Snow in the summer? 18-metre-high snow pile still stands in Winnipeg

It's August. There is still snow in Winnipeg.

At the Kenaston snow dump site in the south end of the city sits an 18-metre-high snow pile. And it's not the only one. A number of smaller snow piles remain at the city's four snow-dumping sites, where the city dumps snow removed from city streets during the winter months.

Unfortunately, because the sites are closed to the public, summer tobogganing is not permitted.

Winnipeg doesn't use salt or heat to speed up the melting process. Instead, the city depends on summer temperatures to get rid of the piles.

Jim Berezowsky, Winnipeg's manager of streets maintenance, told CTV News that it isn't unusual for the snow piles at these dump sites to last until August, but this year's piles are larger than usual.

"It is significantly higher than in years past," Berezowsky told CTV's Canada AM on Friday. "We didn't receive the extreme heat that we usually do."

Dirt encrusted on the snow pile is helping it withstand warmer temperatures.

By the second or third week of August, bulldozers will crack through the snow piles to help air penetrate the icy crust and encourage melting. By the end of the month, crews hope to clean up any leftover debris and move it to the landfill.

The snow-dumping sites should all be clear by the end of September, ready for another winter.

Winnipeg isn't the only city still dealing with last winter's snow.

Crews in Calgary are currently spreading around its snow piles to encourage melting.

"If we didn't do that it likely wouldn’t have melted before the fall, or potentially before we got snow this year," Jessica Bell, a communications advisor with the city’s roads department, told Metro Thursday.
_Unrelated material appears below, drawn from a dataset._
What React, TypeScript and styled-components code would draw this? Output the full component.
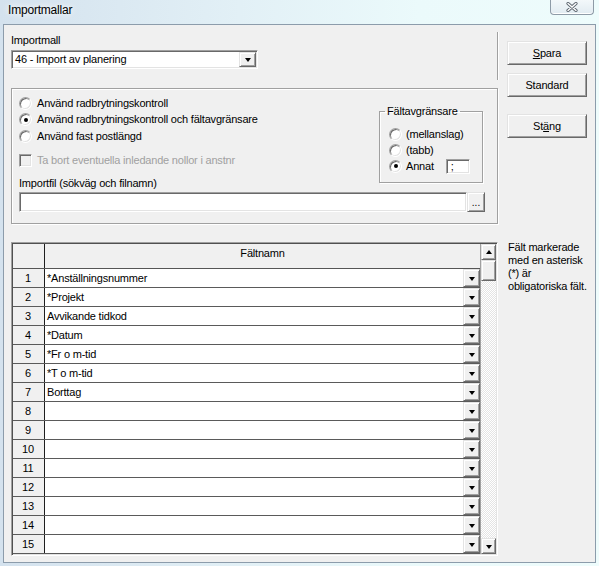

Unlike Winnipeg, a city accustomed to moving snow to storage sites, Calgary typically only plows snow. This last winter's massive snowfalls, however, dictated that the snow be removed from city streets and piled elsewhere.

"We had an extraordinary winter and removed an unprecedented amount of snow," Bell said. "There are still piles at the sites but a big part of it is the debris our crews pick up with the snow."

Bell said that the snow should be melted by the end of the month.